The Consumer Financial Protection Bureau’s final rule on mortgage loan originator compensation drops a controversial proposal that would have forced lenders to offer no-point, no-fee mortgages to customers.

Instead, of that sharper move, attorneys with K&L Gates law firm say the CFPB eased back on certain compensation rules while simultaneously loosening the “technical interpretation prohibiting mortgage broker companies from paying commissions to their loan officers.”

Still, the CFPB confirmed other regulations originally laid out by the Federal Reserve by essentially continuing a prohibition on loan-term based and dual-source compensation, K&L Gates said in a client advisory on the CFPB’s final originator compensation rule.

But there are still a few key points originators need to keep in mind – one of the most significant being how to determine who is a loan originator based on the CFPB’s definition.

On this issue, K&L Gates warns the final rule expands upon the types of activities that could allow someone to fit within the definition of a loan originator since the final rule includes functions that may seem administrative at first.

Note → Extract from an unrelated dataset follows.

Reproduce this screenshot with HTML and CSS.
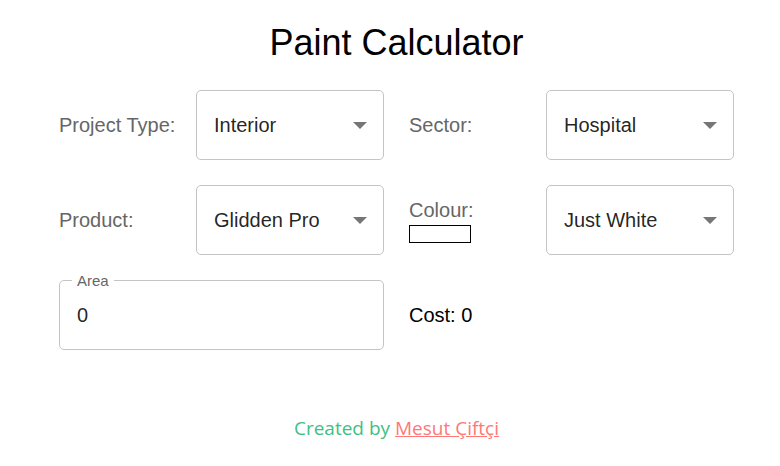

Though the final rule exempts persons who perform ‘purely administrative tasks,’ K&L Gates says “even typing an applicant’s information into an application apparently plays an important enough role in the origination process that it should be subject to the requirements the Dodd-Frank Act establishes with respect to loan originators.”

(You can read more about the rule here).

As far as restricting loan officer compensation, K&L Gates says the two anti-steering provisions in the existing rule resurfaced in the CFPB’s final outline.

Essentially, the rule prohibits compensation based on a term of a transaction other than the loan amount and prohibits dual-compensation schemes in which the loan originator is paid by a borrower and another person, typically a creditor.